_To be done:_ Skip the pictures and repeat each line of the data exactly.

_Information supplied:_
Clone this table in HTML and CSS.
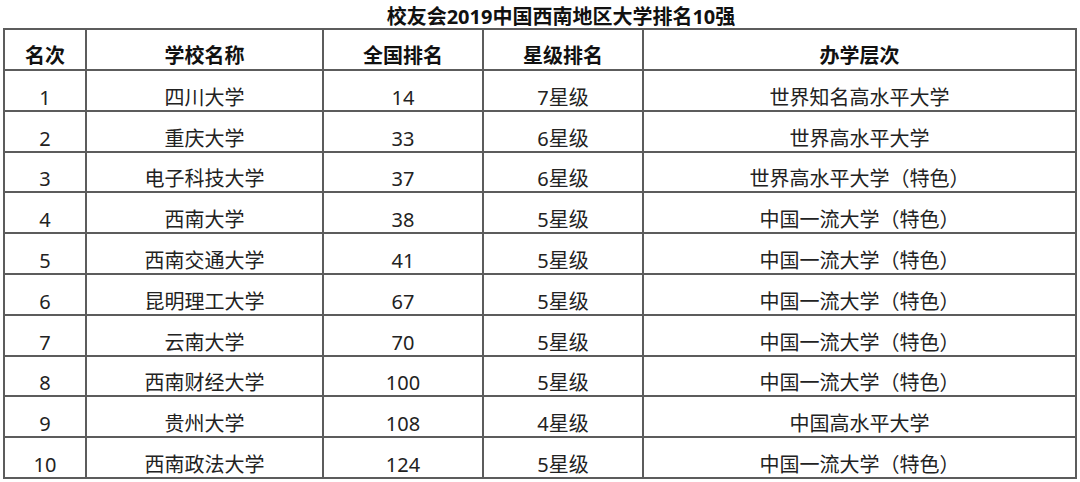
FILE: index.html
```html
<!DOCTYPE html>
<html lang="zh-CN">
<head>
<meta charset="utf-8">
<title>校友会2019中国西南地区大学排名10强</title>
<link rel="stylesheet" href="styles.css">
</head>
<body>
<div class="title">校友会2019中国西南地区大学排名10强</div>
<div class="grid">
  <div class="cell head">名次</div><div class="cell head">学校名称</div><div class="cell head">全国排名</div><div class="cell head">星级排名</div><div class="cell head">办学层次</div>
  <div class="cell">1</div><div class="cell">四川大学</div><div class="cell">14</div><div class="cell">7星级</div><div class="cell">世界知名高水平大学</div>
  <div class="cell">2</div><div class="cell">重庆大学</div><div class="cell">33</div><div class="cell">6星级</div><div class="cell">世界高水平大学</div>
  <div class="cell">3</div><div class="cell">电子科技大学</div><div class="cell">37</div><div class="cell">6星级</div><div class="cell">世界高水平大学（特色）</div>
  <div class="cell">4</div><div class="cell">西南大学</div><div class="cell">38</div><div class="cell">5星级</div><div class="cell">中国一流大学（特色）</div>
  <div class="cell">5</div><div class="cell">西南交通大学</div><div class="cell">41</div><div class="cell">5星级</div><div class="cell">中国一流大学（特色）</div>
  <div class="cell">6</div><div class="cell">昆明理工大学</div><div class="cell">67</div><div class="cell">5星级</div><div class="cell">中国一流大学（特色）</div>
  <div class="cell">7</div><div class="cell">云南大学</div><div class="cell">70</div><div class="cell">5星级</div><div class="cell">中国一流大学（特色）</div>
  <div class="cell">8</div><div class="cell">西南财经大学</div><div class="cell">100</div><div class="cell">5星级</div><div class="cell">中国一流大学（特色）</div>
  <div class="cell">9</div><div class="cell">贵州大学</div><div class="cell">108</div><div class="cell">4星级</div><div class="cell">中国高水平大学</div>
  <div class="cell">10</div><div class="cell">西南政法大学</div><div class="cell">124</div><div class="cell">5星级</div><div class="cell">中国一流大学（特色）</div>
</div>
</body>
</html>
```

FILE: styles.css
```css
html, body {
  margin: 0;
  padding: 0;
  background: #ffffff;
}
body {
  width: 1080px;
  height: 482px;
  overflow: hidden;
  font-family: "Noto Sans", "Noto Sans CJK SC", sans-serif;
  color: #222222;
}
.title {
  height: 28px;
  box-sizing: border-box;
  padding-top: 7px;
  padding-left: 42px;
  font-size: 20px;
  line-height: 20px;
  font-weight: 700;
  color: #111111;
  text-align: center;
  white-space: nowrap;
}
.grid {
  margin-left: 3px;
  width: 1074px;
  box-sizing: border-box;
  display: grid;
  grid-template-columns: 80px 235px 158px 158px 431px;
  grid-template-rows: 39px 39px 39px 38px 39px 39px 39px 39px 38px 39px 39px;
  gap: 2px;
  padding: 2px;
  background: #5c5c5c;
}
.cell {
  background: #ffffff;
  display: flex;
  align-items: flex-end;
  justify-content: center;
  padding-bottom: 2px;
  box-sizing: border-box;
  font-size: 20px;
  line-height: 20px;
  white-space: nowrap;
}
.head {
  font-weight: 700;
  color: #111111;
  padding-bottom: 3px;
}
```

_Task answer:_
Clone this table in HTML and CSS.
FILE: index.html
```html
<!DOCTYPE html>
<html lang="zh-CN">
<head>
<meta charset="utf-8">
<title>校友会2019中国西南地区大学排名10强</title>
<link rel="stylesheet" href="styles.css">
</head>
<body>
<div class="title">校友会2019中国西南地区大学排名10强</div>
<div class="grid">
  <div class="cell head">名次</div><div class="cell head">学校名称</div><div class="cell head">全国排名</div><div class="cell head">星级排名</div><div class="cell head">办学层次</div>
  <div class="cell">1</div><div class="cell">四川大学</div><div class="cell">14</div><div class="cell">7星级</div><div class="cell">世界知名高水平大学</div>
  <div class="cell">2</div><div class="cell">重庆大学</div><div class="cell">33</div><div class="cell">6星级</div><div class="cell">世界高水平大学</div>
  <div class="cell">3</div><div class="cell">电子科技大学</div><div class="cell">37</div><div class="cell">6星级</div><div class="cell">世界高水平大学（特色）</div>
  <div class="cell">4</div><div class="cell">西南大学</div><div class="cell">38</div><div class="cell">5星级</div><div class="cell">中国一流大学（特色）</div>
  <div class="cell">5</div><div class="cell">西南交通大学</div><div class="cell">41</div><div class="cell">5星级</div><div class="cell">中国一流大学（特色）</div>
  <div class="cell">6</div><div class="cell">昆明理工大学</div><div class="cell">67</div><div class="cell">5星级</div><div class="cell">中国一流大学（特色）</div>
  <div class="cell">7</div><div class="cell">云南大学</div><div class="cell">70</div><div class="cell">5星级</div><div class="cell">中国一流大学（特色）</div>
  <div class="cell">8</div><div class="cell">西南财经大学</div><div class="cell">100</div><div class="cell">5星级</div><div class="cell">中国一流大学（特色）</div>
  <div class="cell">9</div><div class="cell">贵州大学</div><div class="cell">108</div><div class="cell">4星级</div><div class="cell">中国高水平大学</div>
  <div class="cell">10</div><div class="cell">西南政法大学</div><div class="cell">124</div><div class="cell">5星级</div><div class="cell">中国一流大学（特色）</div>
</div>
</body>
</html>
```

FILE: styles.css
```css
html, body {
  margin: 0;
  padding: 0;
  background: #ffffff;
}
body {
  width: 1080px;
  height: 482px;
  overflow: hidden;
  font-family: "Noto Sans", "Noto Sans CJK SC", sans-serif;
  color: #222222;
}
.title {
  height: 28px;
  box-sizing: border-box;
  padding-top: 7px;
  padding-left: 42px;
  font-size: 20px;
  line-height: 20px;
  font-weight: 700;
  color: #111111;
  text-align: center;
  white-space: nowrap;
}
.grid {
  margin-left: 3px;
  width: 1074px;
  box-sizing: border-box;
  display: grid;
  grid-template-columns: 80px 235px 158px 158px 431px;
  grid-template-rows: 39px 39px 39px 38px 39px 39px 39px 39px 38px 39px 39px;
  gap: 2px;
  padding: 2px;
  background: #5c5c5c;
}
.cell {
  background: #ffffff;
  display: flex;
  align-items: flex-end;
  justify-content: center;
  padding-bottom: 2px;
  box-sizing: border-box;
  font-size: 20px;
  line-height: 20px;
  white-space: nowrap;
}
.head {
  font-weight: 700;
  color: #111111;
  padding-bottom: 3px;
}
```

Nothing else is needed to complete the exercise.